Could Luke 9:23 be the Good News of Christmas?

When I was asked to write a guest Christmas post for you all, the instructions were clear – it had to smell like Christmas. I agreed – but let’s skip the angels, manger, wise men and camels and get to the real smell of Christmas. Darrell Bock in his book Recovering the Real Lost Gospel writes, “The gospel…is not about avoiding something, but gaining someone precious” (emphasis mine). That takes me into the heart of Christmas – and Jesus’ invitation in Luke 9:23.

And he said to all, “If anyone would come after me, let him deny himself and take up his cross daily and follow me.

Could Luke 9:23 be the Good News of Christmas?

First, Jesus tells us to “deny” ourselves.  My initial interpretation of this always leans toward asceticism, austerity, starkness – interpreted meaning my life is going to be filled with unmet desires, boredom and rather drab. And jealousy of those who don’t deny themselves. The good news is that it does not mean this. The Greek word arneomai means “refuse to follow.”  Who do I refuse to follow?  Myself. Stop being independent…because if I am my life will be filled with unmet desires. It will be drab. Boring. A disappointment. It will be like the prodigal son who thought independence offered the perfect life.

Then Jesus says “take up your cross.” I have always interpreted this based more on movies than the Scripture. Movies always show the cross-beam as unbelievably heavy. A huge burden. Why would he be telling me here to carry a heavy burden if in Matthew 11:30 Jesus tells me his burden is light?

Hermeneutics tells us we need to understand “take up your cross” the way the original audience did. To the original hearers, seeing an individual carrying their cross meant that person was on a one way journey. And the imagery also included a pathway lined with crowds jeering and criticizing the soon to be crucified criminal.

Lastly Jesus says “follow me.” Why would Jesus say this to me? I think it’s because he wants me to be with him. And maybe even more significantly, he wants to be with me! As Darrell Bock referred to, Jesus wants me to experience an incredibly precious relationship.

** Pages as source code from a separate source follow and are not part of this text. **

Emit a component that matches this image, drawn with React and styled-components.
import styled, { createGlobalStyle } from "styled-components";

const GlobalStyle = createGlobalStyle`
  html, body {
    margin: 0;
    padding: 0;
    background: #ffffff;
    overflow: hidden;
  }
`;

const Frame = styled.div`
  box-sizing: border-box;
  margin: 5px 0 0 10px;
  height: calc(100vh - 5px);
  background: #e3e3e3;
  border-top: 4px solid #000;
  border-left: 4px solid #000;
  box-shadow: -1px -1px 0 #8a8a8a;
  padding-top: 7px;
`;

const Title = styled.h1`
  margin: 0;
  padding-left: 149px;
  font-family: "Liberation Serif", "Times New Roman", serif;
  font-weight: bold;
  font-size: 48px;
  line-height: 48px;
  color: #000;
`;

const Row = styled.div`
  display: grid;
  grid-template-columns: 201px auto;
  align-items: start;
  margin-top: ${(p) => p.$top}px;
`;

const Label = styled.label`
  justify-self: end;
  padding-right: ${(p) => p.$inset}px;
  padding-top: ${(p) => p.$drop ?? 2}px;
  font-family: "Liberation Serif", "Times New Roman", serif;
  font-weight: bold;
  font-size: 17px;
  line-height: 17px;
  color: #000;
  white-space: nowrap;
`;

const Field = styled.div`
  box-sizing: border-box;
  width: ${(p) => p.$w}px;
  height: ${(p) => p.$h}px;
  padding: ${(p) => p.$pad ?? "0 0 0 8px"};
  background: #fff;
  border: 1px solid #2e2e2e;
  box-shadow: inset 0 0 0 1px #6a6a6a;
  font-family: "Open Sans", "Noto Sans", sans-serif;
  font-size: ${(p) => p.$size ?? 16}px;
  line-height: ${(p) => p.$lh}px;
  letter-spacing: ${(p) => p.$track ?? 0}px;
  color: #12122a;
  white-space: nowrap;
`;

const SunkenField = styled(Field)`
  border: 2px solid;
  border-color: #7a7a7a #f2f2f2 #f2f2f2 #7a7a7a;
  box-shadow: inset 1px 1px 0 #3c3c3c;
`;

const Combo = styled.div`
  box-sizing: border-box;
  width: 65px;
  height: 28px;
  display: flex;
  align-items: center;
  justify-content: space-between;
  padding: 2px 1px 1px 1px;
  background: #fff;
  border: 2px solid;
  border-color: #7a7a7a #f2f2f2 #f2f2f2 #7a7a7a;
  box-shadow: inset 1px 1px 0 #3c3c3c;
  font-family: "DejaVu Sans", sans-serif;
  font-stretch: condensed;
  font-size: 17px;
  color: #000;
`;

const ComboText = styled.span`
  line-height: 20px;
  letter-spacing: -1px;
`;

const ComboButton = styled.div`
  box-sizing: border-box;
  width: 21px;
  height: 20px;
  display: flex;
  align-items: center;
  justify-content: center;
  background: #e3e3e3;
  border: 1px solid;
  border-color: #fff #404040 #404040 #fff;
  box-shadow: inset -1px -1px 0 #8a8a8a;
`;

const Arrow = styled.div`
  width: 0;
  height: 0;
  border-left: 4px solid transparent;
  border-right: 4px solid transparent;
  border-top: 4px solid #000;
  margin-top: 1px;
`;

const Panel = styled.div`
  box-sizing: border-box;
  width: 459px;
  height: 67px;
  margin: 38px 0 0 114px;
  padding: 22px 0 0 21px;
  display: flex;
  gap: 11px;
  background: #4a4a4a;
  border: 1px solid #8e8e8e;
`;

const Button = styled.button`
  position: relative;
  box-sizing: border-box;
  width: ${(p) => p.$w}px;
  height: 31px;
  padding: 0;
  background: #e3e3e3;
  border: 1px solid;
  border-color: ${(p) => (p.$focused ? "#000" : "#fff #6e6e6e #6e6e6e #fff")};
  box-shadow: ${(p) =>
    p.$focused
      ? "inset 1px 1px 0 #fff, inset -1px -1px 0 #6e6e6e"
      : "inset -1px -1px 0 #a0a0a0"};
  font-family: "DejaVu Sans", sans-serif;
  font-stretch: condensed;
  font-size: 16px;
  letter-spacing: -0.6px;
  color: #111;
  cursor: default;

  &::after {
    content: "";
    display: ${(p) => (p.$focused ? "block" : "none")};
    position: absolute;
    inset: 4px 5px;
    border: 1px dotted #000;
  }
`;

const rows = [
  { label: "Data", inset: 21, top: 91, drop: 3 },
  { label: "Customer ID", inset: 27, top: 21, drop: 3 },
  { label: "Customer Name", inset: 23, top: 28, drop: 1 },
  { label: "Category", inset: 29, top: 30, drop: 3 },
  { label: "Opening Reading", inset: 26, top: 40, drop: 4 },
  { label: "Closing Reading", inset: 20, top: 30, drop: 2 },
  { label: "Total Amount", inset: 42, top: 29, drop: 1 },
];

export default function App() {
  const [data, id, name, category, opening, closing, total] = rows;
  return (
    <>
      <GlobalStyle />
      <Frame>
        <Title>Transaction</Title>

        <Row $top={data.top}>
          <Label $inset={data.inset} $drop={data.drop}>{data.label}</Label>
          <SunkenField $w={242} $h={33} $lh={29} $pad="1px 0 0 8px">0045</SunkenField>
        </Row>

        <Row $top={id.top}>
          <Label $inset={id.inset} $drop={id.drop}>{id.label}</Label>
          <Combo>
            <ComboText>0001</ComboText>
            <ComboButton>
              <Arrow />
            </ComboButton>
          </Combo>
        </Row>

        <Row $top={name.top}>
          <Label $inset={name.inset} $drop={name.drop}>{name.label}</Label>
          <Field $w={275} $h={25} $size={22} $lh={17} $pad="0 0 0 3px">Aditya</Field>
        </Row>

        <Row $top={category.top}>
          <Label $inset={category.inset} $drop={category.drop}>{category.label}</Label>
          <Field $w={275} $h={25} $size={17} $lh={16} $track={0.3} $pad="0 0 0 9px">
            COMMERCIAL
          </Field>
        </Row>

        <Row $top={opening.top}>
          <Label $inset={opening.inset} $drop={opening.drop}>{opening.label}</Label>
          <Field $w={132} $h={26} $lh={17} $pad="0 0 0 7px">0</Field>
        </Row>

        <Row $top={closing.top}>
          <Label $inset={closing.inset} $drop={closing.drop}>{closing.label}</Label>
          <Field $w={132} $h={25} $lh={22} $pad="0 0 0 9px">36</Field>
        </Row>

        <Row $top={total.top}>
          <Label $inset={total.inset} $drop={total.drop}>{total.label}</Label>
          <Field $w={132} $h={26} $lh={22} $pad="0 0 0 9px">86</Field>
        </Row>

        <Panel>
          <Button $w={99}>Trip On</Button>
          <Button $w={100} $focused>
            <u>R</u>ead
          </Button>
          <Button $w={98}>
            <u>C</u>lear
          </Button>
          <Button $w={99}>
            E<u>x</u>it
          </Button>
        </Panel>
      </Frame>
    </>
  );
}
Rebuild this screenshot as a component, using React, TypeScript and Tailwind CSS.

Putting all this together – what do we hear Jesus saying?  For me it sounds like this; “Don’t be fooled into thinking you independently know what is most fulfilling for you. Instead, come on a one way journey with me and don’t let those who criticize you cause you to turn around. Follow me because I want you to be with me, and I want to be with you. And in this relationship of ours, you will find life just as the Father and I have planned it for you – and nothing could be better.”

For me, this is the grand invitation of Christmas. From Jesus to me—and to you.